Proposer aux jeunes une éducation financière leur permettant de gérer leur argent de manière à pouvoir répondre au mieux à leurs besoins présents et futurs est essentiel pour assurer l’égalité des chances. Pourtant l’éducation financière demeure un sujet tabou.
Pour mieux comprendre les défis que les jeunes rencontrent, nous avons demandé à la sociologue Caroline Henchoz quels sont les thèmes d'éducation financière à aborder au Secondaire II, comment mieux gérer son budget en tant que jeune adulte et quel rôle jouent les outils numériques dans ce domaine.
Gérer ses finances personnelles
L’offre actuelle d’Iconomix, en lien avec les finances personnelles, comprend plusieurs modules dont le dernier né est le module «Compétences financières». Tous ces modules ont pour point commun d’être très proches de la réalité des jeunes adultes.
Caroline Henchoz: Le plus important est de transmettre aux jeunes des connaissances pratiques très concrètes: comment remplir une déclaration d'impôts, comment choisir son assurance maladie et sa franchise, quelles charges s’ajoutent à un loyer et à quelle fréquence? En Suisse, on base beaucoup la citoyenneté économique sur la responsabilité individuelle, mais ces sujets sont rarement formellement enseignés et on n’en parle pas non plus forcément en famille. Certains jeunes apprennent donc sur le tas en entrant dans la vie adulte. Cela crée des formes d’injustice sociale, car une même erreur n'aura pas les mêmes conséquences selon la situation financière du jeune et de son entourage. Si l’école peut transmettre ces informations de manière accessible, c’est un moyen de favoriser l’égalité des chances.
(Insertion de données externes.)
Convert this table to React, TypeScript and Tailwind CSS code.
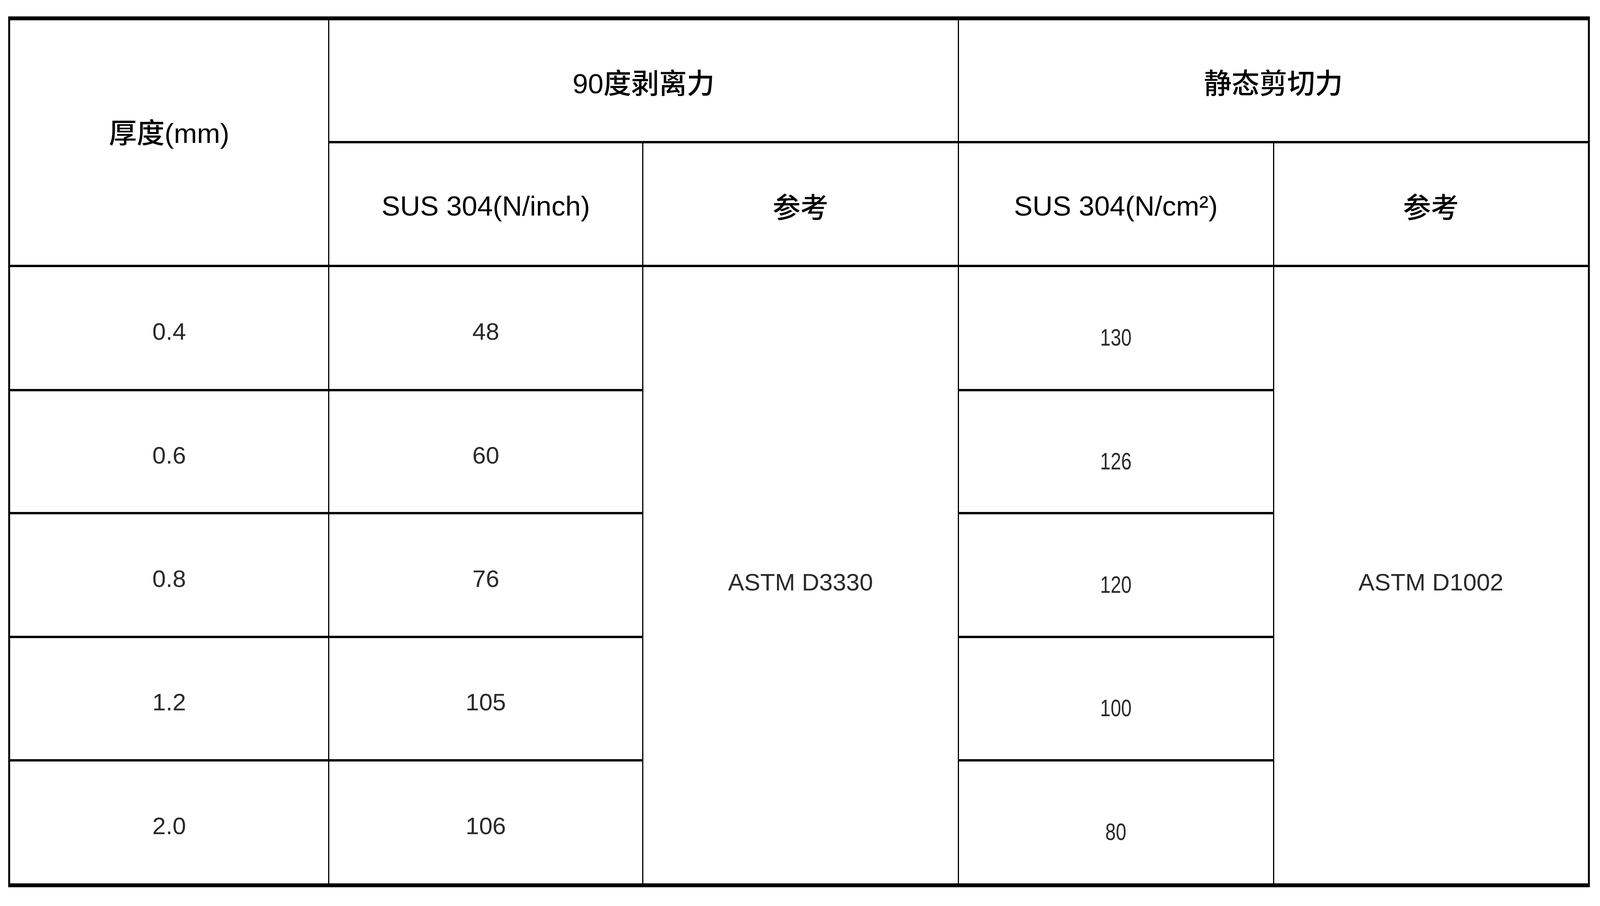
const rows = [
  { thick: "0.4", peel: "48", shear: "130" },
  { thick: "0.6", peel: "60", shear: "126" },
  { thick: "0.8", peel: "76", shear: "120" },
  { thick: "1.2", peel: "105", shear: "100" },
  { thick: "2.0", peel: "106", shear: "80" },
]

// widths follow the window width (vw), heights the window height (vh), so the grid fills the frame like the reference
const rowHeights = ["h-[13.707vh]", "h-[13.578vh]", "h-[13.664vh]", "h-[13.621vh]", "h-[13.578vh]"]

const cell = "border-x-[0.08vw] border-y-[0.259vh] border-black p-0 align-middle"

export default function App() {
  return (
    <div className="min-h-screen w-full overflow-hidden bg-white pt-[1.81vh]">
      <div className="ml-[0.508vw] w-[98.851vw] border-x-[0.14vw] border-y-[0.474vh] border-black">
        <table className="w-full table-fixed border-collapse border-hidden text-center font-['Liberation_Sans','Noto_Sans_CJK_SC',sans-serif]">
          <colgroup>
            <col className="w-[20.206%]" />
            <col className="w-[19.894%]" />
            <col className="w-[20.003%]" />
            <col className="w-[19.975%]" />
            <col className="w-[19.922%]" />
          </colgroup>
          <thead className="text-[1.737vw] leading-[1.15] font-medium text-black">
            <tr className="h-[13.448vh]">
              <th rowSpan={2} className={`${cell} pb-[1.983vh] font-medium`}>
                厚度(mm)
              </th>
              <th colSpan={2} className={`${cell} pt-[0.69vh] font-medium`}>
                90度剥离力
              </th>
              <th colSpan={2} className={`${cell} pt-[0.69vh] font-medium`}>
                静态剪切力
              </th>
            </tr>
            <tr className="h-[13.664vh]">
              <th className={`${cell} pt-[0.431vh] font-normal`}>SUS 304(N/inch)</th>
              <th className={`${cell} pt-[0.862vh] font-medium`}>参考</th>
              <th className={`${cell} pt-[0.431vh] font-normal`}>SUS 304(N/cm²)</th>
              <th className={`${cell} pt-[0.862vh] font-medium`}>参考</th>
            </tr>
          </thead>
          <tbody className="text-[1.51vw] leading-[1.15] text-[#2a2a2a]">
            {rows.map((r, i) => (
              <tr key={r.thick} className={rowHeights[i]}>
                <td className={`${cell} pt-[0.776vh]`}>{r.thick}</td>
                <td className={`${cell} pt-[0.776vh]`}>{r.peel}</td>
                {i === 0 && (
                  <td rowSpan={5} className={`${cell} pt-[1.552vh]`}>
                    ASTM D3330
                  </td>
                )}
                <td className={`${cell} pt-[2.069vh]`}>
                  <span className="inline-block scale-x-[0.78]">{r.shear}</span>
                </td>
                {i === 0 && (
                  <td rowSpan={5} className={`${cell} pt-[1.552vh]`}>
                    ASTM D1002
                  </td>
                )}
              </tr>
            ))}
          </tbody>
        </table>
      </div>
    </div>
  )
}
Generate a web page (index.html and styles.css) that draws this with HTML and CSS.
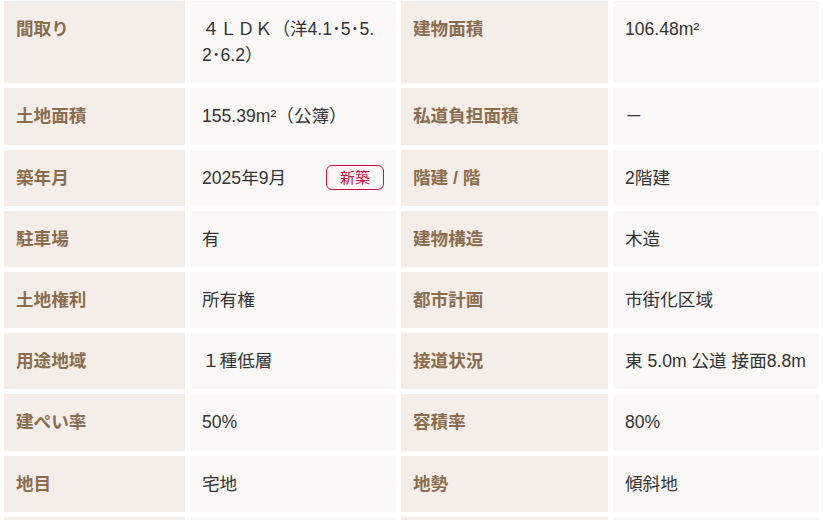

Nos recherches démontrent que le manque de ressources financières pose un bien plus gros problème que les dépenses inconsidérées. La meilleure stratégie serait donc d’avoir un emploi rémunérateur et de pouvoir épargner, mais c’est parfois tout simplement impossible.
L'autre élément, c'est d’oser demander conseil et le plus tôt possible, notamment auprès de services d’accompagnement financier comme le Centre social protestant ou Caritas. En cas d’arriérés de paiement, ils peuvent aider les jeunes à réagir à temps et à négocier avec les créanciers. En Suisse, les frais de rappel peuvent être très importants, ce qui amplifie les difficultés financières. Nos études prouvent qu’une telle situation affecte très vite la santé des jeunes, qui se sentent honteux et anxieux.
Ce qui est important, c’est que les jeunes puissent trouver des informations pertinentes dans un langage qui leur parle en faisant une simple recherche par mots-clés. Je pense notamment au site ciao.ch, sur lequel ils peuvent poser leurs questions, aussi dans le domaine financier.
Nous avons constaté que les jeunes utilisent plus volontiers leur téléphone qu’un ordinateur. Pour certains, les apps sont même un déclencheur pour consulter régulièrement leur compte bancaire. Twint ou Tricount est aussi beaucoup utilisé pour répartir les dépenses entre amis sans faire de longs calculs.
Finalement, les pairs jouent un rôle important par le biais des réseaux sociaux. Ils peuvent favoriser la transmission de savoirs dans un langage plus adapté, mais aussi influencer la consommation. En ce sens, l’important est surtout d’encourager les jeunes à développer un regard critique sur les messages transmis.
Source: Caroline Henchoz
Caroline Henchoz est professeure ordinaire à la Haute école de travail social de Lausanne (HETSL), et l’une des spécialistes de l’éducation financière en Romandie. Elle mène ses recherches sur des sujets comme l’endettement, les inégalités économiques ou encore la gestion de l’argent au sein des familles et des couples. Son approche transdisciplinaire combine sociologie, économie et travail social et favorise des méthodes d’enquête qualitatives et quantitatives.
Actuellement, elle étudie les liens entre endettement et santé ainsi que les nouveaux défis que doivent relever les jeunes face à l’économie numérique.